Anyone can paint a future. The actual job is closing the gap between the vision and the shipped thing, then owning the result either way.
I've sat in a lot of rooms where a leader unveils a bold vision, the slides land, the room nods, and everyone leaves feeling like progress happened. Nothing happened. A vision is a claim about the future, and claims are free. The only thing that ever mattered was whether the thing got built, by when, and whether someone was on the hook for the answer.
After 25 years in software and 20 in leadership, vision stopped impressing me a long time ago. Almost everyone has one. What's rare is the discipline to turn it into something shipped on a schedule, and the spine to own the gap when reality comes up short of the slide.
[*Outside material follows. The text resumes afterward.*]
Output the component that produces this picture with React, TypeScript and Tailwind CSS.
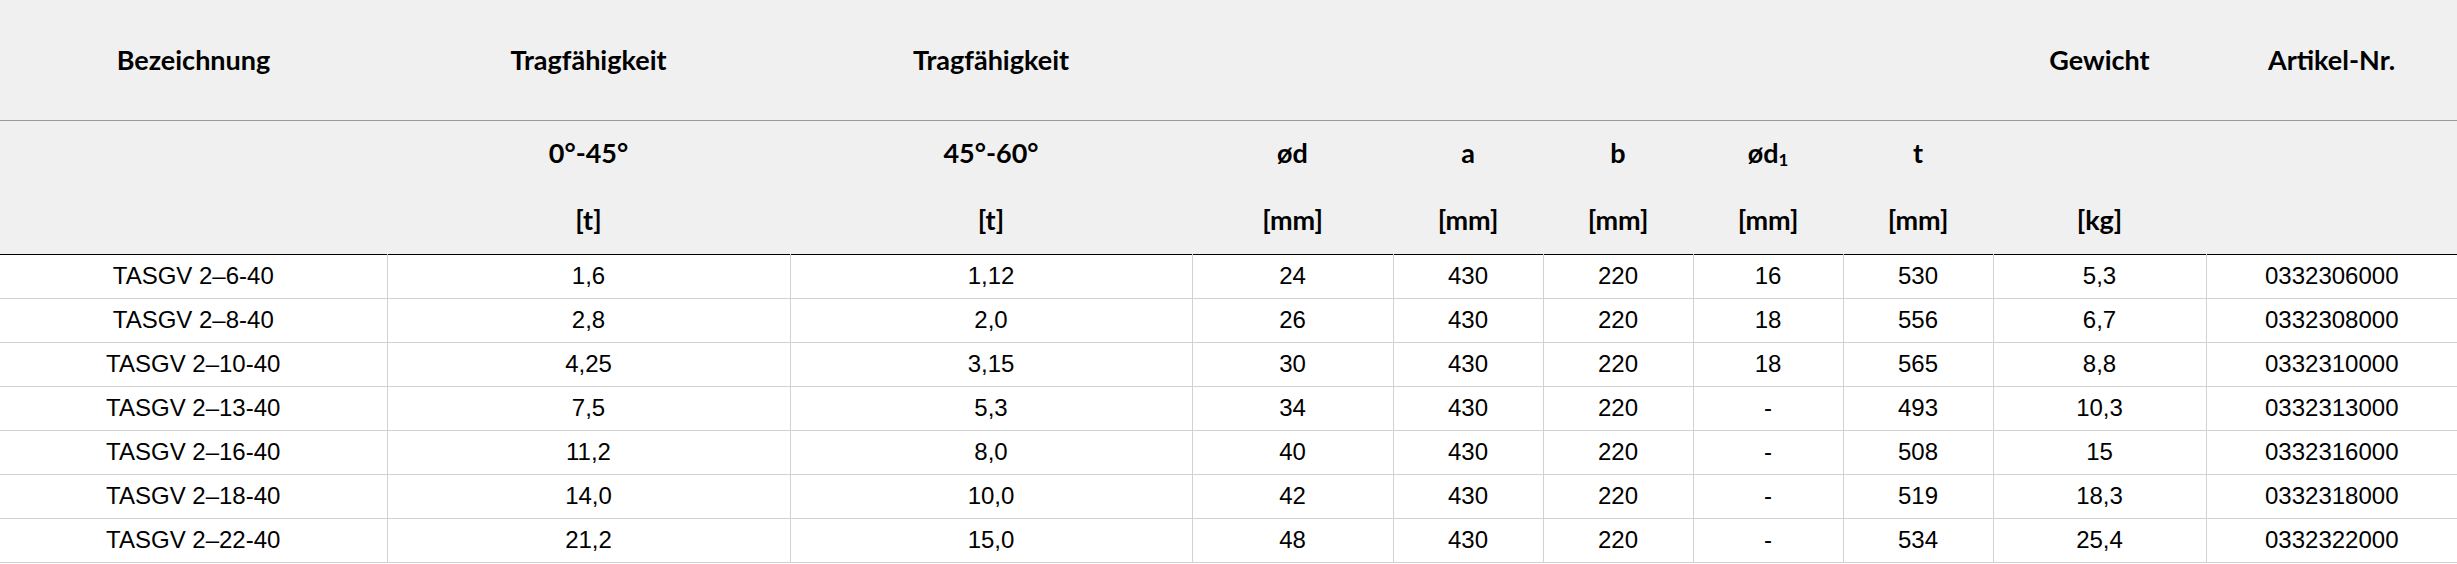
const cols = [387, 403, 402, 201, 150, 150, 150, 150, 213, 251]

const rows: string[][] = [
  ['TASGV 2–6-40', '1,6', '1,12', '24', '430', '220', '16', '530', '5,3', '0332306000'],
  ['TASGV 2–8-40', '2,8', '2,0', '26', '430', '220', '18', '556', '6,7', '0332308000'],
  ['TASGV 2–10-40', '4,25', '3,15', '30', '430', '220', '18', '565', '8,8', '0332310000'],
  ['TASGV 2–13-40', '7,5', '5,3', '34', '430', '220', '-', '493', '10,3', '0332313000'],
  ['TASGV 2–16-40', '11,2', '8,0', '40', '430', '220', '-', '508', '15', '0332316000'],
  ['TASGV 2–18-40', '14,0', '10,0', '42', '430', '220', '-', '519', '18,3', '0332318000'],
  ['TASGV 2–22-40', '21,2', '15,0', '48', '430', '220', '-', '534', '25,4', '0332322000'],
]

const top = ['Bezeichnung', 'Tragfähigkeit', 'Tragfähigkeit', '', '', '', '', '', 'Gewicht', 'Artikel-Nr.']

const sub: { name: React.ReactNode; unit: string }[] = [
  { name: '', unit: '' },
  { name: '0°-45°', unit: '[t]' },
  { name: '45°-60°', unit: '[t]' },
  { name: 'ød', unit: '[mm]' },
  { name: 'a', unit: '[mm]' },
  { name: 'b', unit: '[mm]' },
  { name: <>ød<sub className="text-[17px] relative top-[3px] align-baseline">1</sub></>, unit: '[mm]' },
  { name: 't', unit: '[mm]' },
  { name: '', unit: '[kg]' },
  { name: '', unit: '' },
]

const head = "font-['Lato','Open_Sans',sans-serif] font-bold text-[27px] text-black"
const body = "font-['Liberation_Sans',Arial,sans-serif] text-[24px] text-black"

export default function App() {
  return (
    <div className="w-[2457px] h-[564px] bg-white overflow-hidden">
      <table className="w-full border-collapse table-fixed">
        <colgroup>
          {cols.map((w, i) => <col key={i} style={{ width: w }} />)}
        </colgroup>
        <thead>
          <tr className="bg-[#f0f0f0] border-b border-[#9a9a9a]">
            {top.map((t, i) => (
              <th key={i} className={`${head} h-[120px] p-0 text-center align-middle`}>{t}</th>
            ))}
          </tr>
          <tr className="bg-[#f0f0f0] border-b border-black">
            {sub.map((s, i) => (
              <th key={i} className={`${head} p-0 text-center align-top`}>
                <div className="h-[66px] leading-[64px]">{s.name}</div>
                <div className="h-[67px] leading-[65px]">{s.unit}</div>
              </th>
            ))}
          </tr>
        </thead>
        <tbody>
          {rows.map((r, ri) => (
            <tr key={ri} className="border-b border-[#d2d2d2]">
              {r.map((c, ci) => (
                <td
                  key={ci}
                  className={`${body} h-[44px] p-0 text-center align-middle ${ci < r.length - 1 ? 'border-r border-[#d2d2d2]' : ''}`}
                >
                  {c}
                </td>
              ))}
            </tr>
          ))}
        </tbody>
      </table>
    </div>
  )
}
Vision without execution is a hallucination
The most expensive thing in a company isn't a failed project. It's a beautiful strategy that quietly never happens. The roadmap exists, the deck is gorgeous, the all-hands was inspiring, and twelve months later the metrics haven't moved. No one lied. The vision just never got connected to anyone's actual week, so it kept hovering somewhere above the work, admired and untouched.
People talk about execution like it's the part you hand off once the interesting thinking is finished. It is the interesting thinking. A vision that doesn't survive contact with a deadline, a budget, and a hard dependency was never a strategy. It was a mood.
What accountability actually looks like
Accountability gets used as a synonym for blame, which is why most teams flinch when they hear the word. The version I care about has nothing to do with who gets yelled at. It's the plumbing that makes it obvious early, and obvious to everyone, when a commitment is slipping. Three things have to be true at the same time.
Commitments, metrics, and ownership
- Commitments are dated and specific. Not "we're improving reliability" but "checkout p95 under 400ms by March 31, named owner attached." A goal vague enough that you can never quite miss it is one people tend to prefer, for obvious reasons.
- Metrics are leading, not just lagging. A number you only see at the end of the quarter is an autopsy. The signals worth having tell you you're drifting in week two, while there's still time to do something about it.
- Ownership is singular. Hand an outcome to a committee and you've handed it to no one in particular. One name per outcome instead. That person doesn't do all the work, but they're the one who answers for it.
None of this requires a heavier process. It requires saying the quiet part out loud and writing it down: here is what we said we'd do, here is the date, here is who owns it, and here is how we'll know. Most organizations resist this not because it's hard, but because it removes the comfortable ambiguity that lets everyone feel busy while nothing converges.
Be the visionary and the closer
The cleanest version of this discipline shows up in delivery metrics. As a fractional CTO, I've taken teams from low to elite on the DORA metrics in roughly 90 days, not by adding tooling but by closing the loop between what we promised and what we shipped, then measuring it honestly every week. Deploy frequency, lead time, change-fail rate, and recovery time are accountability made visible.
The mistake leaders make is treating vision and execution as different people: the dreamer up top, the closers below. That split is where strategies go to die, because the person with the vision is the only one who can adjudicate the tradeoffs when reality pushes back. Whether I was running an EMR platform in healthcare or product and engineering for an online-learning company, the job was the same: hold the picture of where we're going and stay close enough to the work to know whether we're actually getting there.
The forward bet
AI is about to flood every organization with more vision than it can possibly execute. When plausible strategy costs almost nothing to generate, the thing that's actually worth anything is the part that was always hard: picking one direction, putting a date and a name on it, and standing behind whatever happens. I'd bet on the leaders who can hold both ends of that, the picture and the delivery, and who treat the gap between them as their problem to close rather than someone else's to explain.